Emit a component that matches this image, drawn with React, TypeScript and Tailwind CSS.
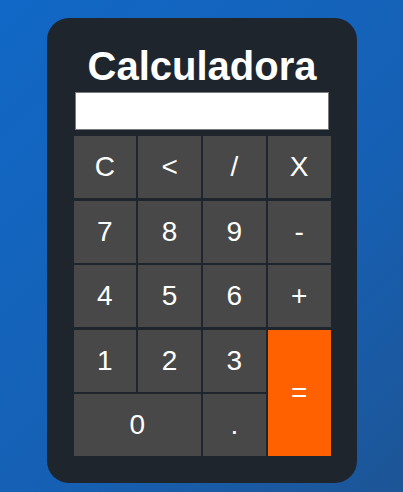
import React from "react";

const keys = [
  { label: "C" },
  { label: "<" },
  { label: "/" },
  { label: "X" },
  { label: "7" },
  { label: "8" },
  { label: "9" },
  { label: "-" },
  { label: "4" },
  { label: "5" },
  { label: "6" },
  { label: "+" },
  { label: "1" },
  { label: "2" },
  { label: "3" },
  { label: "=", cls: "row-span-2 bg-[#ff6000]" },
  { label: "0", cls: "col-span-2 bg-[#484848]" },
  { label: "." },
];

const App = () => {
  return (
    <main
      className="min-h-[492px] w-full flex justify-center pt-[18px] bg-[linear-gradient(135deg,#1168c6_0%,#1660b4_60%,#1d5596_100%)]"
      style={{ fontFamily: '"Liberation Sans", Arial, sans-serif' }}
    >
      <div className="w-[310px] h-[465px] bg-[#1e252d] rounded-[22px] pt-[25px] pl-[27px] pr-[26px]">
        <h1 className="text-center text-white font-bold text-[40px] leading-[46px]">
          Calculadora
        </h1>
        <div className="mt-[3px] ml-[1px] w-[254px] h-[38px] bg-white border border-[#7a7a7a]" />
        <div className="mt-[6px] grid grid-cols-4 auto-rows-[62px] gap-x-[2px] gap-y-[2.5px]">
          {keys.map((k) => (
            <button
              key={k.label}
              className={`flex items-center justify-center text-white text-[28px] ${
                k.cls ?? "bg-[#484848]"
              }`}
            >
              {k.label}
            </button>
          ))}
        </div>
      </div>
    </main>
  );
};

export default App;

(Task to carry out)
Your task is to return the lines above, from the first one up to and including the line containing "import React from", minus any pictures.

(Task response)
Emit a component that matches this image, drawn with React, TypeScript and Tailwind CSS.
import React from "react";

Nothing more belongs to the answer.